Meet the Graduating Class of 1776

The year was 1776 and the American colonists were too busy fighting a war against the imperialist nation of England to be going to college. There was no American History gen-ed at the time—they had to make it first. 

In order to gain independence the leaders of America had to do three very important things: stand up against a dominate nation and declare their right to be governed by a local authority of their choosing as appose to a hasty, omnipotent King; coordinate and fight a war against said military powerhouse; and then unite 13 states with different legal interests and goals under one complex democratic foundation. 

The founding fathers needed more than just courage to pull this off. They needed some smarts. Had it not been for the intellectual training of these men it’s possible that this whole red, white and blue thing may have never come together. In honor of that, we’re going to take a look at what colleges these men went to: 

Alexander Hamilton

School: King’s College (now Columbia University)

Education: Being an orphan, Alexander Hamilton's education was paid for by local wealthy men. He studied economics and finance which enabled him to construct a financial system for 2.5 million colonists who had just become Americans. 

James Madison 

School: The College of New Jersey (now called Princeton University) 

Education: Among many things, Madison studied law, public policy, speech and debate. He used these skills to theorize and construct much of the constitution including the decisively 'America' Bill of Rights. 

John Adams 

School: Harvard College 

Education: Starting at 16 John Adams got a bachelors of arts, which in those days meant a whole lot of reading and writing—both in Latin and English. It was these soft communication skills that made him a phenomenal diplomat. His legacy is bringing together a divided nation of colonists to fight a war, win a war, and stay together after winning the war. 

Benjamin Franklin 

School: No college, just public school. One of America’s first public schools: Boston Latin School. 
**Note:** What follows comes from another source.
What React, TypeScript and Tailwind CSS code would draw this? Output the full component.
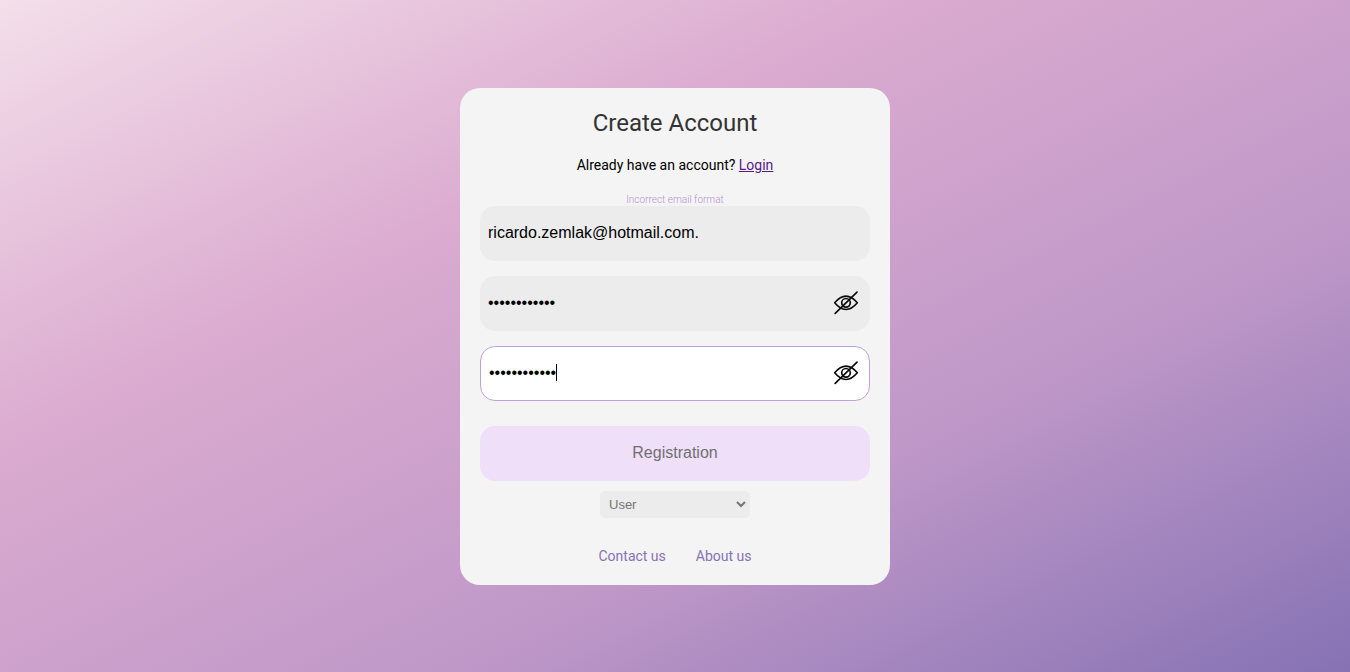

Education: He didn’t even graduate, he was a voracious reader and extremely active politician, inventor, scientist and civic activist. If he were alive today, he'd probably be a high school drop out inventing apps in Silicon Valley. 

Thomas Jefferson 

School: the College of William & Mary 

Education: Jefferson studied everything from metaphysics to law, and was sucked into the writings of John Locke, Francis Bacon and Isaac Newton. Those writing influences came in handy when he wrote his own masterpiece—the Declaration of Independence. 

John Hancock 

School: Boston Latin School and Harvard College 

Education: An education in law combined with an 18th century style internship turned job with with his Uncle’s mercantile business awarded Hancock the savvy (and funds) to serve as an influential political figure before and after independence was won. 

George Washington 

School: None. I’m talking elementary school level. 
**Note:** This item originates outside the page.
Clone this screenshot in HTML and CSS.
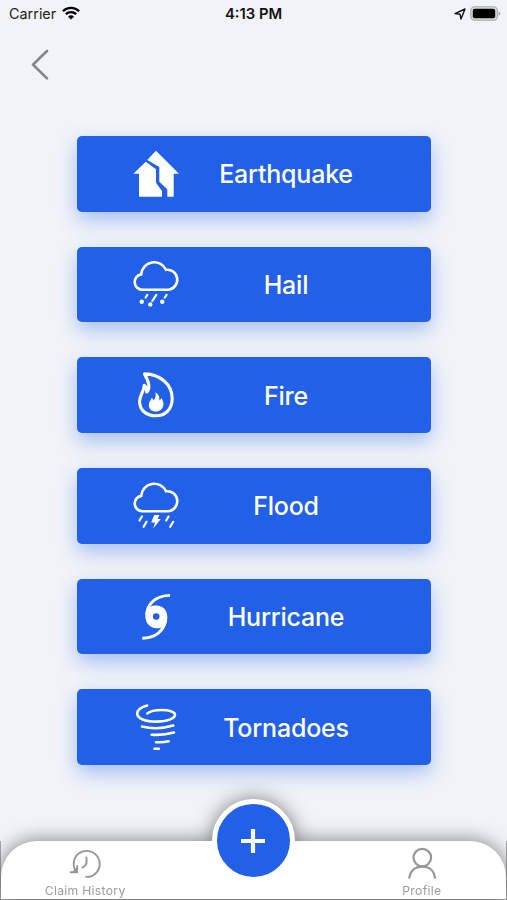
FILE: index.html
```html
<!DOCTYPE html>
<html lang="en">
<head>
  <meta charset="UTF-8">
  <meta name="viewport" content="width=device-width, initial-scale=1.0">
  <title>Claims</title>
  <link rel="stylesheet" href="styles.css">
</head>
<body>
  <div class="screen">

    <div class="status">
      <div class="carrier">
        <span>Carrier</span>
        <svg width="18" height="14" viewBox="0 0 18 14" fill="none" stroke="#000" stroke-width="2.3">
          <path d="M0.9 5.2A11.6 11.6 0 0 1 17.1 5.2"/>
          <path d="M3.8 8.2A7.5 7.5 0 0 1 14.2 8.2"/>
          <path d="M9 13.6L6 10.7A4.3 4.3 0 0 1 12 10.7Z" fill="#000" stroke="none"/>
        </svg>
      </div>
      <div class="time">4:13 PM</div>
      <div class="power">
        <svg width="12" height="12" viewBox="0 0 12 12" fill="none" stroke="#111" stroke-width="1.4" stroke-linejoin="round">
          <path d="M1 5.6L11 1L7 11L6 6.2Z"/>
        </svg>
        <svg width="31" height="15" viewBox="0 0 31 15">
          <rect x="0.8" y="0.8" width="26.6" height="13.4" rx="4" fill="#d9dadc" stroke="#a5a6a8" stroke-width="1.1"/>
          <rect x="2.8" y="2.8" width="22.4" height="9.4" rx="2" fill="#000"/>
          <path d="M28.6 5.2Q30.4 6 30.4 7.5T28.6 9.8Z" fill="#a5a6a8"/>
        </svg>
      </div>
    </div>

    <div class="topbar">
      <svg class="back" width="18" height="32" viewBox="0 0 18 32" fill="none" stroke="#858588" stroke-width="2.7" stroke-linecap="round" stroke-linejoin="round">
        <path d="M16 2L2 15.6L16 29.4"/>
      </svg>
    </div>

    <div class="list">

      <div class="card">
        <svg class="icon" viewBox="0 0 46 46" fill="#fff">
          <path d="M12.8 10.7L0.3 22.7H6V45.8H29V40L23 31.7V18.2Z"/>
          <path d="M23 -0.2L46 22.7H40.7V45.8H34.3V38.3L26.3 30.7V16L14.2 9Z"/>
        </svg>
        <div class="label">Earthquake</div>
      </div>

      <div class="card">
        <svg class="icon" viewBox="0 0 46 46" fill="none" stroke="#fff" stroke-width="2.6" stroke-linecap="round">
          <path d="M9 28.7A7.7 7.7 0 0 1 8.2 13.4A13 13 0 0 1 33 8.8A10 10 0 0 1 35.5 28.7Z"/>
          <path d="M14.3 33.8L12.6 36.5M23.3 33.8L19.4 39.8M33.6 33.8L31.8 36.5" stroke-width="2.2"/>
          <g fill="#fff" stroke="none">
            <circle cx="8.7" cy="40.7" r="2.2"/>
            <circle cx="17.3" cy="43.4" r="2.2"/>
            <circle cx="29.3" cy="40.7" r="2.2"/>
          </g>
        </svg>
        <div class="label">Hail</div>
      </div>

      <div class="card">
        <svg class="icon" viewBox="0 0 46 46" fill="none" stroke="#fff" stroke-width="3.1" stroke-linejoin="round">
          <path d="M11.5 1.9C27 2.4 39.2 12 39.2 26.5C39.2 37 32.5 43.8 22.8 43.8C13 43.8 6.6 37.8 6.6 29.5C6.6 22.5 11.2 20 11.2 13.2C13.2 14.7 13.8 17 13.7 20C18.5 15.5 15 8 11.5 1.9Z"/>
          <path d="M22.3 20.3C27 23.2 26.4 26 26.3 28.6C27.6 28 28 26.7 28.2 25.8C33.5 33.5 28.5 39.6 22.8 39.6C18.5 39.6 15.8 36.6 15.8 33C15.8 29.5 18 28.2 18.7 25.8C19.8 26.6 20.2 27.5 20.4 28.5C22.5 26.4 23.3 23.5 22.3 20.3Z" fill="#fff" stroke="none"/>
        </svg>
        <div class="label">Fire</div>
      </div>

      <div class="card">
        <svg class="icon" viewBox="0 0 46 46" fill="none" stroke="#fff" stroke-width="2.6" stroke-linecap="round">
          <path d="M9 28.2A7.7 7.7 0 0 1 8.2 12.9A13 13 0 0 1 33 8.3A10 10 0 0 1 35.5 28.2Z"/>
          <path d="M8.9 33.5L6.5 37.5M13.5 38.8L10.6 43.8M35.5 33.5L33.2 37.5M40.2 38.8L37.2 43.8" stroke-width="2.2"/>
          <path d="M21.2 32H26.4L24.6 36.1H27.8L20.2 45.4L22 39.4H18.2Z" fill="#fff" stroke="none"/>
        </svg>
        <div class="label">Flood</div>
      </div>

      <div class="card">
        <svg class="icon" viewBox="0 0 46 46">
          <path d="M37 1.4C24 1.6 15 8.5 13.6 20" fill="none" stroke="#fff" stroke-width="2.9"/>
          <path d="M9.3 44.2C22 44 31.5 37 32.8 25" fill="none" stroke="#fff" stroke-width="2.9"/>
          <path fill="#fff" fill-rule="evenodd" d="M12.3 20.5C13 14 17.5 11.5 23 11.5C30.5 11.5 34.3 16.5 34.3 23C34.3 25 34 27.2 33.3 29C31.5 32.8 28 34.2 24 34.2C16.5 34.2 12 29 12.3 20.5ZM23.2 19.3A3.3 3.3 0 1 0 23.2 25.9A3.3 3.3 0 1 0 23.2 19.3Z"/>
        </svg>
        <div class="label">Hurricane</div>
      </div>

      <div class="card">
        <svg class="icon" viewBox="0 0 46 46" fill="none" stroke="#fff" stroke-width="2.6" stroke-linecap="round">
          <path d="M14.2 1.5C7 3.5 4.2 6.5 4.2 9.6C4.2 14.5 12.5 17.6 23 17.6C34 17.6 42 14.6 42 10.8C42 7.8 36 6 28.7 6C22 6 16.8 7.3 14.3 9.5"/>
          <path d="M9 22.5Q24 26.3 40.3 21.5"/>
          <path d="M18.5 30.7Q30 31.6 41 28.5"/>
          <path d="M23 38.2Q30 38.6 35.7 37.2"/>
          <path d="M21.5 44.7H25.8"/>
        </svg>
        <div class="label">Tornadoes</div>
      </div>

    </div>

    <div class="footer">
      <div class="tabs">
        <div class="tab">
          <svg width="32" height="30" viewBox="0 0 32 30" fill="none" stroke="#969698" stroke-width="1.9" stroke-linecap="round" stroke-linejoin="round">
            <path d="M7.2 21.6A13 13 0 1 1 17 26.9"/>
            <path d="M1.6 22.2H8.2V16"/>
            <path d="M4.6 21.8L8 18.6"/>
            <path d="M17.5 7.4V12.8Q17.5 15.4 13.4 17.6"/>
          </svg>
          <span>Claim History</span>
        </div>
        <div class="tab">
          <div class="add">
            <svg width="24" height="24" viewBox="0 0 24 24" fill="none" stroke="#fff" stroke-width="4.2">
              <path d="M12 0V24M0 12H24"/>
            </svg>
          </div>
        </div>
        <div class="tab">
          <svg width="30" height="32" viewBox="0 0 30 32" fill="none" stroke="#969698" stroke-width="2.2">
            <circle cx="15.3" cy="9.6" r="8.8"/>
            <path d="M2.3 30.6C2.8 23 8 18.6 15.3 18.6S27.5 23 28 30.6"/>
          </svg>
          <span>Profile</span>
        </div>
      </div>
    </div>

  </div>
</body>
</html>
```
FILE: styles.css
```css
body{
  margin: 0;
  font-family: Inter, "Liberation Sans", sans-serif;
}

.screen{
  display: flex;
  flex-direction: column;
  width: 507px;
  height: 900px;
  background-color: #f1f3f8;
  overflow: hidden;
}

.status{
  display: grid;
  grid-template-columns: 1fr auto 1fr;
  align-items: center;
  height: 27px;
  padding: 0 6px 0 9px;
  font-size: 14.4px;
}

.carrier{
  display: flex;
  align-items: center;
  gap: 6px;
  color: #222;
}

.carrier svg{
  margin-top: -2px;
}

.time{
  font-weight: 600;
  color: #111;
  font-size: 14.8px;
  padding-right: 3px;
}

.power{
  display: flex;
  align-items: center;
  justify-content: flex-end;
  gap: 4px;
}

.topbar{
  display: flex;
  height: 60px;
  padding: 22px 31px 0;
  box-sizing: border-box;
}

.list{
  display: flex;
  flex-direction: column;
  align-items: center;
  gap: 35.2px;
  padding-top: 49px;
}

.card{
  display: flex;
  align-items: center;
  width: 354px;
  height: 75.5px;
  padding: 0 38px 0 56px;
  box-sizing: border-box;
  border-radius: 5px;
  background-color: #2260e7;
  box-shadow: 0 8px 20px rgba(34, 96, 231, 0.36);
}

.icon{
  width: 46px;
  height: 46px;
  overflow: visible;
}

.label{
  flex: 1;
  padding: 1px 0 0 1px;
  text-align: center;
  color: #fff;
  font-size: 25px;
  font-weight: 500;
  letter-spacing: -0.2px;
}

.footer{
  margin-top: auto;
  height: 59px;
  box-sizing: border-box;
  border: 1px solid #aaa;
  border-top: none;
}

.tabs{
  display: grid;
  grid-template-columns: 1fr 1fr 1fr;
  grid-template-rows: 58px;
  height: 58px;
  border-radius: 36px 36px 0 0;
  background-color: #fff;
  filter: drop-shadow(0 0 10px rgba(0, 0, 0, 0.5));
}

.tab{
  display: flex;
  flex-direction: column;
  align-items: center;
  justify-content: flex-end;
  gap: 4px;
  color: #9b9b9d;
  font-size: 12.2px;
  letter-spacing: 0.3px;
  line-height: 15px;
}

.tab span{
  margin: -1px 0 1px;
}

.tab svg{
  flex-shrink: 0;
  overflow: visible;
}

.add{
  display: flex;
  align-items: center;
  justify-content: center;
  flex-shrink: 0;
  width: 73px;
  height: 73px;
  margin-bottom: 17px;
  border: 5.5px solid #fff;
  border-radius: 50%;
  background-color: #2260e7;
}
```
Education: Climbed the military ranks and eventually (as we all know) became President. 

 

An education helps us solve problems, which is exactly what these men were doing. 

As much as we like to think so, the ideas that make America great weren’t created out of thin air—they were a progression of concepts covered through dedicated study. While there (hopefully) won’t be another revolution, our society is constantly being refined, and as the world grows it’s up to use our education to work together to pursue change and perfect the world we see.